Egnatia lay on the Adriatic coast of southern Italy a few miles above Brundisium (Brindisi) and at the point where the direct route from Rome (later the Via Traiana) first met the eastern sea. Perhaps in early times it was an important seaport and a jumping-off place, later supplanted by Brindisi, for voyages across the narrow sea to Dyrrhachium (Durazzo) on the Illyrian coast opposite. In any case, the important Roman road which traversed the Balkan peninsula from the Adriatic to the Bosporos–the Via Egnatia–took its name from the small port on the Italian side.
The town has also given its name–though in a corrupted form–to a large class of South Italian pottery which has been found all over Apulia, and which was widely exported. Because vessels of this class were first found in tombs in the district of Egnatia, the fabric was dubbed “Gnathia Ware,” though the center of its manufacture was probably at Tarentum. Gnathia Ware flourished throughout the fourth and into the third century before Christ. It is characterized by carefully made vases, usually small, covered with a fine black varnish and decorated with painting over the varnish in white and yellow, sometimes also purple and red. Mostly the decoration is simple and geometric, embellished by garlands and leaves, often with clusters of grapes. The more elaborately painted specimens show birds, theatrical masks, or heads and busts of much-bejewelled ladies. Almost every important museum is liberally endowed with a collection of Gnathia vases, usually without pedigree because they were dug up by tomb robbers in the last century and sold to collectors.
The University Museum possesses its share, but one among these vases is outstanding. This is a jug (L-64-197, a part of the permanent exchange-loan from the Philadelphia Museum of Art) of which the upper part is modelled in the form of a griffin head. The lower part, decorated in white with simple latticing and with a row of jewels at the shoulder, should probably be dated (from its shape as well as its painted ornamentation) to the second half of the fourth century, about 350-300 B.C. The upper part, however, poses a problem. Gnathia vases of plastic form, modelled or moulded, are rare indeed, and a griffin is unique–by the mid-fourth century this beast had been dead for over two hundred years. A hybrid of oriental origin, part snake and part bird, the griffin enjoyed a period of great popularity in the Greek world of the seventh and early sixth centuries; then he disappeared.
Bronze was his proper medium, and many bronze busts (or protomes) of griffins once attached as ornaments at the shoulders of huge bronze cauldrons have come down to us. Such griffin cauldrons were worthy offerings for sanctuary or tomb, and many of the griffin attachments have been found at Delphi and Olympia where they were dedicated, as well as at Praeneste and Vetulonia in Etruria in tombs of the seventh century. The potters of this early period, like the later maker of our Gnathia jug, occasionally tried to imitate the form, but their brittle material was not suited to detail–to the great curving beak and protruding tongue, to the tall top-knot centered on the head, or to the high upward-pricked ears. Invariably the beaks were shortened and thickened for strength, the top-knots rounded, the ears reduced; the results were much watered-down versions of the fierce bronze originals.
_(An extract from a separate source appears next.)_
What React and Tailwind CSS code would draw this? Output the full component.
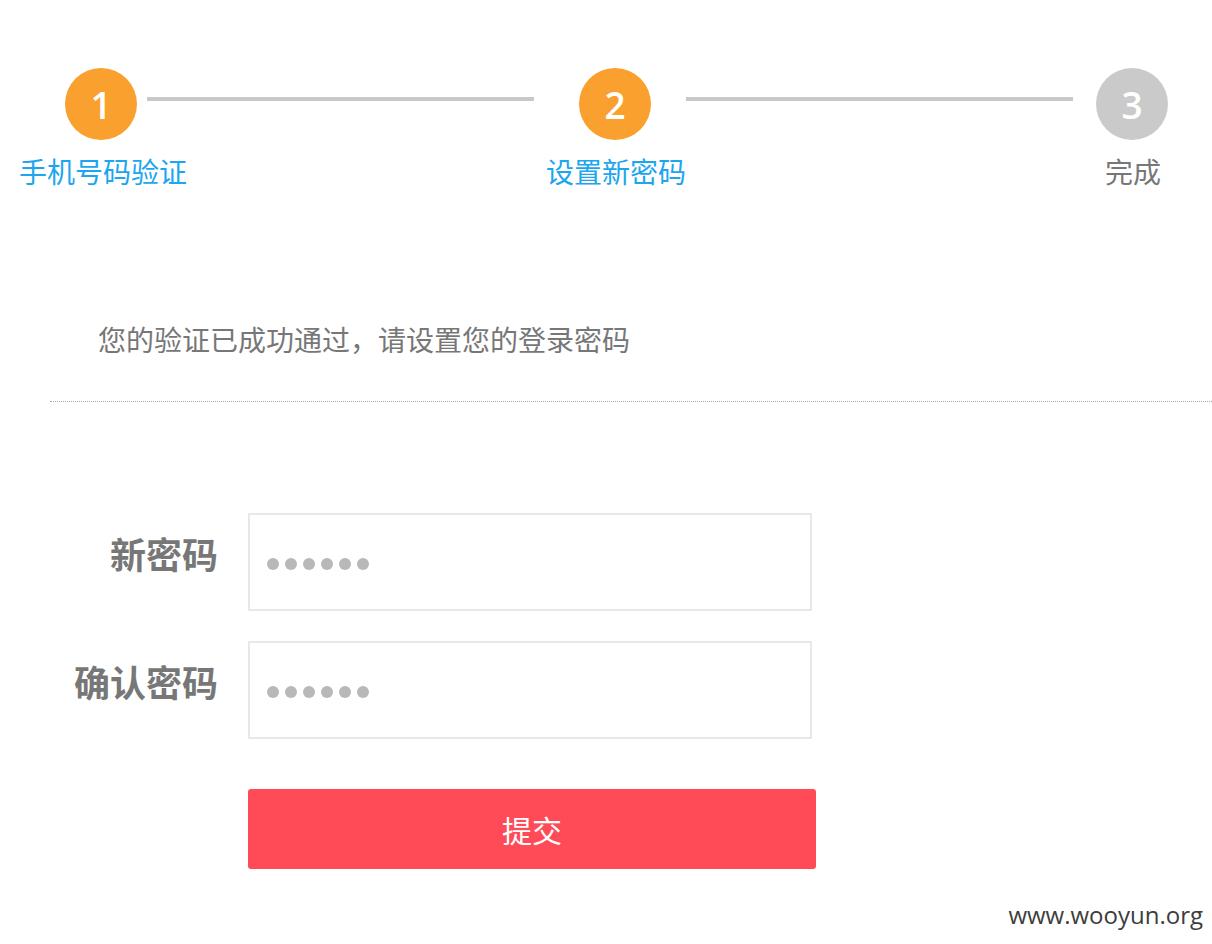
import React from 'react';

const cjk = { fontFamily: '"Noto Sans CJK SC", "Noto Sans", sans-serif' };

const Circle = ({ n, done }) => (
  <div
    className={`w-[72px] h-[72px] rounded-full flex items-center justify-center text-white text-[37px] font-semibold leading-none ${done ? 'bg-[#f9a02e]' : 'bg-[#cacaca]'}`}
    style={{ fontFamily: '"Open Sans", "Noto Sans", sans-serif' }}
  >
    {n}
  </div>
);

const Dots = () => (
  <div className="flex items-center gap-[6px]">
    {[0, 1, 2, 3, 4, 5].map((i) => (
      <span key={i} className="w-3 h-3 rounded-full bg-[#b8b8b8]"></span>
    ))}
  </div>
);

const Field = ({ label }) => (
  <div className="flex items-start">
    <div className="w-[218px] text-right text-[36px] leading-[40px] font-bold text-[#777] mt-[20px]">{label}</div>
    <div className="ml-[30px] w-[564px] h-[98px] border-2 border-[#e8e8e8] bg-white flex items-center pl-[17px] pt-[4px]">
      <Dots />
    </div>
  </div>
);

export default function App() {
  return (
    <div className="relative w-[1212px] h-[944px] bg-white overflow-hidden" style={cjk}>
      {/* steps */}
      <div className="flex items-start pl-[65px] pt-[68px]">
        <Circle n="1" done />
        <div className="ml-[10px] mt-[29px] w-[387px] h-[4px] bg-[#c8c8c8]"></div>
        <div className="ml-[45px]"><Circle n="2" done /></div>
        <div className="ml-[35px] mt-[29px] w-[387px] h-[4px] bg-[#c8c8c8]"></div>
        <div className="ml-[23px]"><Circle n="3" /></div>
      </div>
      <div className="flex mt-[11px] text-[28px] leading-[40px]">
        <div className="shrink-0 ml-[18px] w-[170px] text-center text-[#1ba6ef]">手机号码验证</div>
        <div className="shrink-0 ml-[343px] w-[170px] text-center text-[#1ba6ef]">设置新密码</div>
        <div className="shrink-0 ml-[347px] w-[170px] text-center text-[#777]">完成</div>
      </div>

      {/* notice */}
      <div className="mt-[128px] pl-[98px] text-[28px] leading-[40px] text-[#777]">
        您的验证已成功通过，请设置您的登录密码
      </div>
      <div className="ml-[50px] mt-[42px] border-t border-dotted border-[#aaa]"></div>

      {/* form */}
      <div className="mt-[111px] flex flex-col gap-[30px]">
        <Field label="新密码" />
        <Field label="确认密码" />
      </div>
      <div className="mt-[50px] ml-[248px]">
        <button className="w-[568px] h-[80px] rounded-[3px] bg-[#ff4a57] text-white text-[30px] leading-none">
          提交
        </button>
      </div>

      <div
        className="absolute right-[9px] bottom-[17px] text-[24px] leading-none text-[#3d3d3d]"
        style={{ fontFamily: '"Open Sans", sans-serif' }}
      >
        www.wooyun.org
      </div>
    </div>
  );
}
Ulf Jantzen has made a study (Griechische Greifenkessel) of the bronze griffin protomes, dividing them into two classes on technical grounds, the hammered and the cast specimens, and into several sub-classes on stylistic grounds. He attributes their manufacture to two main centers, one in the Peloponnese, the other on the island of Samos. From the latter came most of the examples he lists, and their fabrication at Samos seems to be proved by the finding there of an example which was spoiled in the casting. The earliest bronze griffin must date from around 700 B.C., the latest from around 550. Over this period a development may be followed from the short-necked, stubby-eared type with high top-knot and inlaid eyes of the mid-sixth. The Museum possesses a bronze griffin protome of the later type bought by Dr. Hilprecht in Constantinople in 1907 (for twenty francs! 48-2-324), but it has been sadly mutilated, having lost its ears and top-knot and the end of its tongue. Three griffins found at Brolio in Italy better illustrate the type; together with three bronze ibexes they once adorned the same cauldron. It is this type, with alterations dictated by material and the jug form, which reappears on our Gnathia vase two centuries later. The alterations, which include the straightening of the neck, show that the jug was made by free modelling and not by casting in a mould taken from a bronze griffin. Nevertheless the fidelity to the original in style and in detail makes it certain that the potter had before him a proper bronze griffin of the first half of the sixth century while he was making his pottery jug in the second half of the fourth. If he was working at Tarentum, as seems likely, this is quite understandable, for Tarentum was the greatest center of art and industry in southern Italy of the time, noted for its woven goods as well as for its pottery, its terracottas, and its metalwork. Perhaps there, if anywhere, a sixth century griffin attachment could have survived as a studio piece to be admired, to be studied, even to be imitated by the artisans of a later day.